**WHAT YOU WILL DO:** Write the data out again exactly, with no pictures.

**INFORMATION SUPPLIED:**

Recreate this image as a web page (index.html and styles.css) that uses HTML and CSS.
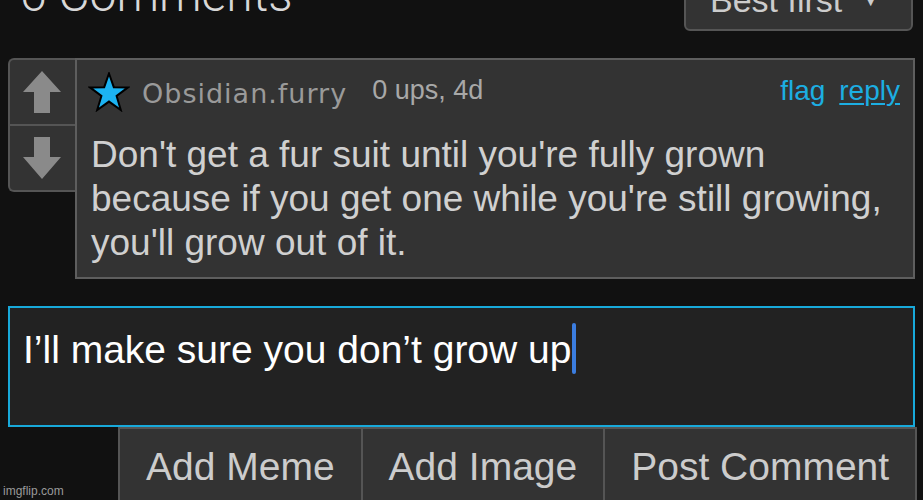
FILE: index.html
```html
<!DOCTYPE html>
<html>
<head>
<meta charset="utf-8">
<link rel="stylesheet" href="styles.css">
</head>
<body>
<div class="page">
  <div class="header">
    <div class="count">6 Comments</div>
    <div class="sort">Best first <span class="caret-down">▼</span></div>
  </div>

  <div class="comment">
    <div class="votes">
      <div class="vote">
        <svg width="40" height="42" viewBox="0 0 40 42"><path d="M20 0 L39 21 L28 21 L28 42 L12 42 L12 21 L1 21 Z" fill="#8a8a8a"/></svg>
      </div>
      <div class="vote down">
        <svg width="40" height="42" viewBox="0 0 40 42"><path d="M12 0 L28 0 L28 20 L39 20 L20 42 L1 20 L12 20 Z" fill="#8a8a8a"/></svg>
      </div>
    </div>
    <div class="content">
      <div class="meta">
        <svg class="star" width="42" height="40" viewBox="0 0 42 40"><path d="M21 1.5 L25.8 15.2 L40 15.4 L28.6 24 L32.8 38 L21 29.6 L9.2 38 L13.4 24 L2 15.4 L16.2 15.2 Z" fill="#1cb3f2" stroke="#000" stroke-width="2" stroke-linejoin="miter"/></svg>
        <span class="user">Obsidian.furry</span>
        <span class="info">0 ups, 4d</span>
        <span class="actions"><a class="flag">flag</a><a class="reply">reply</a></span>
      </div>
      <div class="body">Don't get a fur suit until you're fully grown<br>because if you get one while you're still growing,<br>you'll grow out of it.</div>
    </div>
  </div>

  <div class="input">I’ll make sure you don’t grow up<span class="cursor"></span></div>

  <div class="buttons">
    <div class="btn">Add Meme</div>
    <div class="btn">Add Image</div>
    <div class="btn">Post Comment</div>
  </div>
</div>
<div class="watermark">imgflip.com</div>
</body>
</html>
```

FILE: styles.css
```css
html, body {
  margin: 0;
  padding: 0;
  background: #111111;
  overflow: hidden;
  height: 500px;
}
body {
  font-family: "Liberation Sans", Arial, sans-serif;
  color: #cccccc;
  position: relative;
}
.page {
  padding: 0 8px;
}
.header {
  display: flex;
  justify-content: space-between;
  align-items: flex-end;
  height: 31px;
  margin-bottom: 27px;
}
.count {
  font-family: "Roboto", "Liberation Sans", sans-serif;
  font-weight: 300;
  font-size: 48px;
  line-height: 48px;
  color: #d8d8d8;
  margin-left: 12px;
  align-self: flex-start;
  margin-top: -29px;
}
.sort {
  width: 229px;
  height: 50px;
  box-sizing: border-box;
  border: 2px solid #555;
  border-radius: 6px;
  background: #333;
  color: #ccc;
  font-size: 34px;
  line-height: 34px;
  padding: 0 0 0 24px;
  margin-right: 2px;
  margin-top: -19px;
}
.caret-down {
  font-size: 14px;
  vertical-align: 6px;
  margin-left: 12px;
}
.comment {
  display: flex;
  align-items: flex-start;
}
.votes {
  width: 67px;
  box-sizing: border-box;
  border: 2px solid #555;
  border-right: none;
  border-radius: 6px 0 0 6px;
  background: #333;
  flex-shrink: 0;
}
.vote {
  height: 64px;
  display: flex;
  align-items: center;
  justify-content: center;
  padding-right: 2px;
}
.vote.down {
  border-top: 2px solid #555;
}
.content {
  flex: 1;
  border: 2px solid #5e5e5e;
  background: #333333;
  padding: 0 13px 12px 11px;
}
.meta {
  display: flex;
  align-items: center;
  height: 40px;
  margin-top: 12px;
}
.star {
  display: block;
  margin-right: 12px;
}
.user {
  font-family: "DejaVu Sans", Verdana, sans-serif;
  font-size: 27px;
  letter-spacing: 1px;
  color: #9a9a9a;
  margin-top: 2px;
}
.info {
  font-size: 27px;
  color: #a8a8a8;
  margin-left: 25px;
  margin-top: -4px;
}
.actions {
  margin-left: auto;
  font-size: 28px;
  color: #1caee2;
  margin-top: -2px;
}
.actions a {
  margin-left: 14px;
}
.reply {
  text-decoration: underline;
  text-underline-offset: 3px;
  text-decoration-thickness: 2px;
}
.body {
  font-size: 37px;
  line-height: 44px;
  color: #d0d0d0;
  margin-top: 21px;
  padding-left: 3px;
}
.input {
  margin-top: 27px;
  height: 121px;
  box-sizing: border-box;
  border: 2px solid #18a9da;
  background: #222222;
  color: #ffffff;
  font-size: 39px;
  line-height: 46px;
  padding: 15px 13px 0;
}
.cursor {
  display: inline-block;
  width: 4px;
  height: 51px;
  background: #3b7de0;
  border-radius: 2px;
  vertical-align: -11px;
  margin-left: 1px;
}
.buttons {
  display: flex;
  margin-left: 110px;
}
.btn {
  box-sizing: border-box;
  border: 2px solid #555;
  border-right: none;
  background: #333333;
  color: #cccccc;
  font-size: 39px;
  line-height: 46px;
  padding: 15px 26px 20px;
  white-space: nowrap;
}
.btn:last-child {
  border-right: 2px solid #555;
  flex: 1;
  text-align: center;
}
.watermark {
  position: absolute;
  left: 3px;
  top: 484px;
  font-size: 12px;
  color: #9a9a9a;
}
```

**ANSWER TO THE EXERCISE:**
Recreate this image as a web page (index.html and styles.css) that uses HTML and CSS.
FILE: index.html
```html
<!DOCTYPE html>
<html>
<head>
<meta charset="utf-8">
<link rel="stylesheet" href="styles.css">
</head>
<body>
<div class="page">
  <div class="header">
    <div class="count">6 Comments</div>
    <div class="sort">Best first <span class="caret-down">▼</span></div>
  </div>

  <div class="comment">
    <div class="votes">
      <div class="vote">
        <svg width="40" height="42" viewBox="0 0 40 42"><path d="M20 0 L39 21 L28 21 L28 42 L12 42 L12 21 L1 21 Z" fill="#8a8a8a"/></svg>
      </div>
      <div class="vote down">
        <svg width="40" height="42" viewBox="0 0 40 42"><path d="M12 0 L28 0 L28 20 L39 20 L20 42 L1 20 L12 20 Z" fill="#8a8a8a"/></svg>
      </div>
    </div>
    <div class="content">
      <div class="meta">
        <svg class="star" width="42" height="40" viewBox="0 0 42 40"><path d="M21 1.5 L25.8 15.2 L40 15.4 L28.6 24 L32.8 38 L21 29.6 L9.2 38 L13.4 24 L2 15.4 L16.2 15.2 Z" fill="#1cb3f2" stroke="#000" stroke-width="2" stroke-linejoin="miter"/></svg>
        <span class="user">Obsidian.furry</span>
        <span class="info">0 ups, 4d</span>
        <span class="actions"><a class="flag">flag</a><a class="reply">reply</a></span>
      </div>
      <div class="body">Don't get a fur suit until you're fully grown<br>because if you get one while you're still growing,<br>you'll grow out of it.</div>
    </div>
  </div>

  <div class="input">I’ll make sure you don’t grow up<span class="cursor"></span></div>

  <div class="buttons">
    <div class="btn">Add Meme</div>
    <div class="btn">Add Image</div>
    <div class="btn">Post Comment</div>
  </div>
</div>
<div class="watermark">imgflip.com</div>
</body>
</html>
```

FILE: styles.css
```css
html, body {
  margin: 0;
  padding: 0;
  background: #111111;
  overflow: hidden;
  height: 500px;
}
body {
  font-family: "Liberation Sans", Arial, sans-serif;
  color: #cccccc;
  position: relative;
}
.page {
  padding: 0 8px;
}
.header {
  display: flex;
  justify-content: space-between;
  align-items: flex-end;
  height: 31px;
  margin-bottom: 27px;
}
.count {
  font-family: "Roboto", "Liberation Sans", sans-serif;
  font-weight: 300;
  font-size: 48px;
  line-height: 48px;
  color: #d8d8d8;
  margin-left: 12px;
  align-self: flex-start;
  margin-top: -29px;
}
.sort {
  width: 229px;
  height: 50px;
  box-sizing: border-box;
  border: 2px solid #555;
  border-radius: 6px;
  background: #333;
  color: #ccc;
  font-size: 34px;
  line-height: 34px;
  padding: 0 0 0 24px;
  margin-right: 2px;
  margin-top: -19px;
}
.caret-down {
  font-size: 14px;
  vertical-align: 6px;
  margin-left: 12px;
}
.comment {
  display: flex;
  align-items: flex-start;
}
.votes {
  width: 67px;
  box-sizing: border-box;
  border: 2px solid #555;
  border-right: none;
  border-radius: 6px 0 0 6px;
  background: #333;
  flex-shrink: 0;
}
.vote {
  height: 64px;
  display: flex;
  align-items: center;
  justify-content: center;
  padding-right: 2px;
}
.vote.down {
  border-top: 2px solid #555;
}
.content {
  flex: 1;
  border: 2px solid #5e5e5e;
  background: #333333;
  padding: 0 13px 12px 11px;
}
.meta {
  display: flex;
  align-items: center;
  height: 40px;
  margin-top: 12px;
}
.star {
  display: block;
  margin-right: 12px;
}
.user {
  font-family: "DejaVu Sans", Verdana, sans-serif;
  font-size: 27px;
  letter-spacing: 1px;
  color: #9a9a9a;
  margin-top: 2px;
}
.info {
  font-size: 27px;
  color: #a8a8a8;
  margin-left: 25px;
  margin-top: -4px;
}
.actions {
  margin-left: auto;
  font-size: 28px;
  color: #1caee2;
  margin-top: -2px;
}
.actions a {
  margin-left: 14px;
}
.reply {
  text-decoration: underline;
  text-underline-offset: 3px;
  text-decoration-thickness: 2px;
}
.body {
  font-size: 37px;
  line-height: 44px;
  color: #d0d0d0;
  margin-top: 21px;
  padding-left: 3px;
}
.input {
  margin-top: 27px;
  height: 121px;
  box-sizing: border-box;
  border: 2px solid #18a9da;
  background: #222222;
  color: #ffffff;
  font-size: 39px;
  line-height: 46px;
  padding: 15px 13px 0;
}
.cursor {
  display: inline-block;
  width: 4px;
  height: 51px;
  background: #3b7de0;
  border-radius: 2px;
  vertical-align: -11px;
  margin-left: 1px;
}
.buttons {
  display: flex;
  margin-left: 110px;
}
.btn {
  box-sizing: border-box;
  border: 2px solid #555;
  border-right: none;
  background: #333333;
  color: #cccccc;
  font-size: 39px;
  line-height: 46px;
  padding: 15px 26px 20px;
  white-space: nowrap;
}
.btn:last-child {
  border-right: 2px solid #555;
  flex: 1;
  text-align: center;
}
.watermark {
  position: absolute;
  left: 3px;
  top: 484px;
  font-size: 12px;
  color: #9a9a9a;
}
```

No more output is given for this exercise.